[start of EXERCISE INPUTS]

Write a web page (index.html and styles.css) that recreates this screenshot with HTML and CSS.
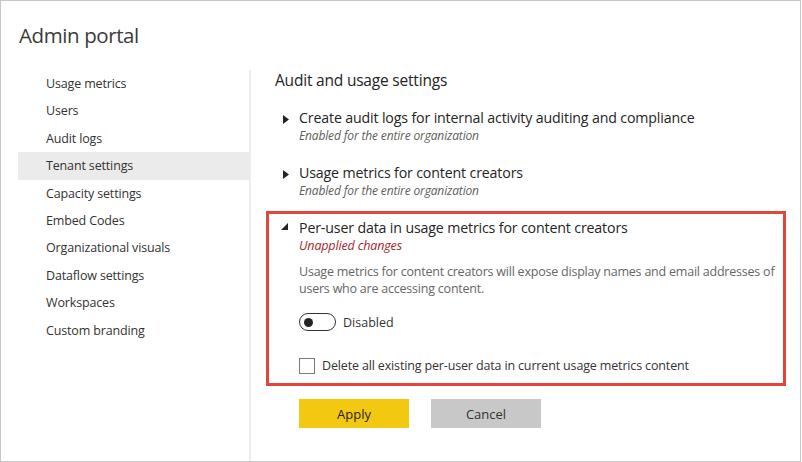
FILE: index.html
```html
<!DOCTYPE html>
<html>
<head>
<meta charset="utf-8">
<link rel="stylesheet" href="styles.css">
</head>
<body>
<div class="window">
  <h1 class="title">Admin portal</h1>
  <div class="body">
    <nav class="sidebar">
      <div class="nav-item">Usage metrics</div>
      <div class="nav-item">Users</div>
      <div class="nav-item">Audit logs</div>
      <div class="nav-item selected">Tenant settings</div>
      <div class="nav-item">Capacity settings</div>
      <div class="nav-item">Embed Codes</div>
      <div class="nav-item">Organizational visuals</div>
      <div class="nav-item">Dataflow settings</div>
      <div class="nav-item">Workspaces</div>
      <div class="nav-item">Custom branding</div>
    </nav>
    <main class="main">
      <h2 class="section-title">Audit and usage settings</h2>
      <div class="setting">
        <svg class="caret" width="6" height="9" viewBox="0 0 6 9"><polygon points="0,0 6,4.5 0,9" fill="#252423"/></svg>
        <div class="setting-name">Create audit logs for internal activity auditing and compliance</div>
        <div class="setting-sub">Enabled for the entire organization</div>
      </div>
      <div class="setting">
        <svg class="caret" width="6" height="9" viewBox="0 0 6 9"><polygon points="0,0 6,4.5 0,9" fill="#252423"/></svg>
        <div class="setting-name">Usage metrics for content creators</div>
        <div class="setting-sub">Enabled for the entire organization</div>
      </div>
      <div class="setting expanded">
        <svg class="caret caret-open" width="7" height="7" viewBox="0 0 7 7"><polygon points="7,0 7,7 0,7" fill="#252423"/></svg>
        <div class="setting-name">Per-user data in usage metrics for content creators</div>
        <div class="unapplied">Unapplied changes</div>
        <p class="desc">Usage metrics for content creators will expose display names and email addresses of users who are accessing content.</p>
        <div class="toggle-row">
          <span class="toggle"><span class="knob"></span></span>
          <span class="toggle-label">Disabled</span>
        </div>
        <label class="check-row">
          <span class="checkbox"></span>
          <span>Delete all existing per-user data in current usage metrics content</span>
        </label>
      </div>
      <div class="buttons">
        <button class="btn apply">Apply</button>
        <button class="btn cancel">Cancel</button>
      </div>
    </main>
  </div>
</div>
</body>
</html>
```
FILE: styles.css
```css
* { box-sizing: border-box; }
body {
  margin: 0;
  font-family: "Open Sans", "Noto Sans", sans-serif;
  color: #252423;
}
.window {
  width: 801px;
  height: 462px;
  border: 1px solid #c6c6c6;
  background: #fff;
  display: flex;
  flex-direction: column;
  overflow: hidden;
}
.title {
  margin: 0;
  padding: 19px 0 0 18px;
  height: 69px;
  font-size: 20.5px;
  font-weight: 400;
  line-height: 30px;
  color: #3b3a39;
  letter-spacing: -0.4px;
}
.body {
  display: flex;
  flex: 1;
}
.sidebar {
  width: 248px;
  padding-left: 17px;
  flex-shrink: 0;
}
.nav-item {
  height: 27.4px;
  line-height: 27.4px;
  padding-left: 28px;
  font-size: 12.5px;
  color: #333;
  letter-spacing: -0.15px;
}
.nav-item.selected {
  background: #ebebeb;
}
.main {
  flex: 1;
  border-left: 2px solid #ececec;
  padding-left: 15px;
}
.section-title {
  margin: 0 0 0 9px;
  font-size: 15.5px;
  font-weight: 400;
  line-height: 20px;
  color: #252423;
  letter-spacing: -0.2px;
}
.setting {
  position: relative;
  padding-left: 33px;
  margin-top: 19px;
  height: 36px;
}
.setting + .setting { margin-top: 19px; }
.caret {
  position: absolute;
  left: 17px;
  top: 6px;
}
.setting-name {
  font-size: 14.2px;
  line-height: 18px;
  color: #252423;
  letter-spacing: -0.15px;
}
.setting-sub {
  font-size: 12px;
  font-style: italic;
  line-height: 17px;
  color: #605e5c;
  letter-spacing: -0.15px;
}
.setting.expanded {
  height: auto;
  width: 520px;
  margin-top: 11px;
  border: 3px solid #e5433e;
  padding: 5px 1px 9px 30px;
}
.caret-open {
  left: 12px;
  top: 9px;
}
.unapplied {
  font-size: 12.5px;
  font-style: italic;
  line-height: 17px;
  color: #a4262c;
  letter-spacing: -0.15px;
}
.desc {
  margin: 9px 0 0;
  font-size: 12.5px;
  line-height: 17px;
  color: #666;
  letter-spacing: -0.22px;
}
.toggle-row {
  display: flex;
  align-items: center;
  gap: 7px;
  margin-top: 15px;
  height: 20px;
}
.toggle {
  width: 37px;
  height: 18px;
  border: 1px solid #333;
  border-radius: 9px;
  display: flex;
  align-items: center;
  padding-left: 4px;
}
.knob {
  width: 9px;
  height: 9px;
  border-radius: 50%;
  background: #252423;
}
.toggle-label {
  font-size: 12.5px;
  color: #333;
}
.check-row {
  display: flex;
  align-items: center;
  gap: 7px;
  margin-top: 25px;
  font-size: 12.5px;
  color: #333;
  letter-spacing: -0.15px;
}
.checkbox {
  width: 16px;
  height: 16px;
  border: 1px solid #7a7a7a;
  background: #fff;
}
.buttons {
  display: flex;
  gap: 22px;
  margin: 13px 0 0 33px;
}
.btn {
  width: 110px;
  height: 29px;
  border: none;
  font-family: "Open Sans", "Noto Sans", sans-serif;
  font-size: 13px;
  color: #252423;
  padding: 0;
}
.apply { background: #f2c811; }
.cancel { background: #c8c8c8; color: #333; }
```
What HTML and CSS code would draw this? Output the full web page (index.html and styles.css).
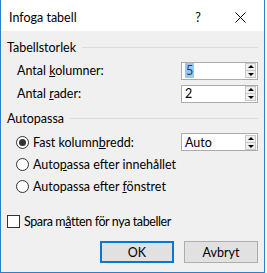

[end of EXERCISE INPUTS]

Skip the pictures, then retype every line above exactly.

Write a web page (index.html and styles.css) that recreates this screenshot with HTML and CSS.
FILE: index.html
```html
<!DOCTYPE html>
<html>
<head>
<meta charset="utf-8">
<link rel="stylesheet" href="styles.css">
</head>
<body>
<div class="window">
  <h1 class="title">Admin portal</h1>
  <div class="body">
    <nav class="sidebar">
      <div class="nav-item">Usage metrics</div>
      <div class="nav-item">Users</div>
      <div class="nav-item">Audit logs</div>
      <div class="nav-item selected">Tenant settings</div>
      <div class="nav-item">Capacity settings</div>
      <div class="nav-item">Embed Codes</div>
      <div class="nav-item">Organizational visuals</div>
      <div class="nav-item">Dataflow settings</div>
      <div class="nav-item">Workspaces</div>
      <div class="nav-item">Custom branding</div>
    </nav>
    <main class="main">
      <h2 class="section-title">Audit and usage settings</h2>
      <div class="setting">
        <svg class="caret" width="6" height="9" viewBox="0 0 6 9"><polygon points="0,0 6,4.5 0,9" fill="#252423"/></svg>
        <div class="setting-name">Create audit logs for internal activity auditing and compliance</div>
        <div class="setting-sub">Enabled for the entire organization</div>
      </div>
      <div class="setting">
        <svg class="caret" width="6" height="9" viewBox="0 0 6 9"><polygon points="0,0 6,4.5 0,9" fill="#252423"/></svg>
        <div class="setting-name">Usage metrics for content creators</div>
        <div class="setting-sub">Enabled for the entire organization</div>
      </div>
      <div class="setting expanded">
        <svg class="caret caret-open" width="7" height="7" viewBox="0 0 7 7"><polygon points="7,0 7,7 0,7" fill="#252423"/></svg>
        <div class="setting-name">Per-user data in usage metrics for content creators</div>
        <div class="unapplied">Unapplied changes</div>
        <p class="desc">Usage metrics for content creators will expose display names and email addresses of users who are accessing content.</p>
        <div class="toggle-row">
          <span class="toggle"><span class="knob"></span></span>
          <span class="toggle-label">Disabled</span>
        </div>
        <label class="check-row">
          <span class="checkbox"></span>
          <span>Delete all existing per-user data in current usage metrics content</span>
        </label>
      </div>
      <div class="buttons">
        <button class="btn apply">Apply</button>
        <button class="btn cancel">Cancel</button>
      </div>
    </main>
  </div>
</div>
</body>
</html>
```
FILE: styles.css
```css
* { box-sizing: border-box; }
body {
  margin: 0;
  font-family: "Open Sans", "Noto Sans", sans-serif;
  color: #252423;
}
.window {
  width: 801px;
  height: 462px;
  border: 1px solid #c6c6c6;
  background: #fff;
  display: flex;
  flex-direction: column;
  overflow: hidden;
}
.title {
  margin: 0;
  padding: 19px 0 0 18px;
  height: 69px;
  font-size: 20.5px;
  font-weight: 400;
  line-height: 30px;
  color: #3b3a39;
  letter-spacing: -0.4px;
}
.body {
  display: flex;
  flex: 1;
}
.sidebar {
  width: 248px;
  padding-left: 17px;
  flex-shrink: 0;
}
.nav-item {
  height: 27.4px;
  line-height: 27.4px;
  padding-left: 28px;
  font-size: 12.5px;
  color: #333;
  letter-spacing: -0.15px;
}
.nav-item.selected {
  background: #ebebeb;
}
.main {
  flex: 1;
  border-left: 2px solid #ececec;
  padding-left: 15px;
}
.section-title {
  margin: 0 0 0 9px;
  font-size: 15.5px;
  font-weight: 400;
  line-height: 20px;
  color: #252423;
  letter-spacing: -0.2px;
}
.setting {
  position: relative;
  padding-left: 33px;
  margin-top: 19px;
  height: 36px;
}
.setting + .setting { margin-top: 19px; }
.caret {
  position: absolute;
  left: 17px;
  top: 6px;
}
.setting-name {
  font-size: 14.2px;
  line-height: 18px;
  color: #252423;
  letter-spacing: -0.15px;
}
.setting-sub {
  font-size: 12px;
  font-style: italic;
  line-height: 17px;
  color: #605e5c;
  letter-spacing: -0.15px;
}
.setting.expanded {
  height: auto;
  width: 520px;
  margin-top: 11px;
  border: 3px solid #e5433e;
  padding: 5px 1px 9px 30px;
}
.caret-open {
  left: 12px;
  top: 9px;
}
.unapplied {
  font-size: 12.5px;
  font-style: italic;
  line-height: 17px;
  color: #a4262c;
  letter-spacing: -0.15px;
}
.desc {
  margin: 9px 0 0;
  font-size: 12.5px;
  line-height: 17px;
  color: #666;
  letter-spacing: -0.22px;
}
.toggle-row {
  display: flex;
  align-items: center;
  gap: 7px;
  margin-top: 15px;
  height: 20px;
}
.toggle {
  width: 37px;
  height: 18px;
  border: 1px solid #333;
  border-radius: 9px;
  display: flex;
  align-items: center;
  padding-left: 4px;
}
.knob {
  width: 9px;
  height: 9px;
  border-radius: 50%;
  background: #252423;
}
.toggle-label {
  font-size: 12.5px;
  color: #333;
}
.check-row {
  display: flex;
  align-items: center;
  gap: 7px;
  margin-top: 25px;
  font-size: 12.5px;
  color: #333;
  letter-spacing: -0.15px;
}
.checkbox {
  width: 16px;
  height: 16px;
  border: 1px solid #7a7a7a;
  background: #fff;
}
.buttons {
  display: flex;
  gap: 22px;
  margin: 13px 0 0 33px;
}
.btn {
  width: 110px;
  height: 29px;
  border: none;
  font-family: "Open Sans", "Noto Sans", sans-serif;
  font-size: 13px;
  color: #252423;
  padding: 0;
}
.apply { background: #f2c811; }
.cancel { background: #c8c8c8; color: #333; }
```
What HTML and CSS code would draw this? Output the full web page (index.html and styles.css).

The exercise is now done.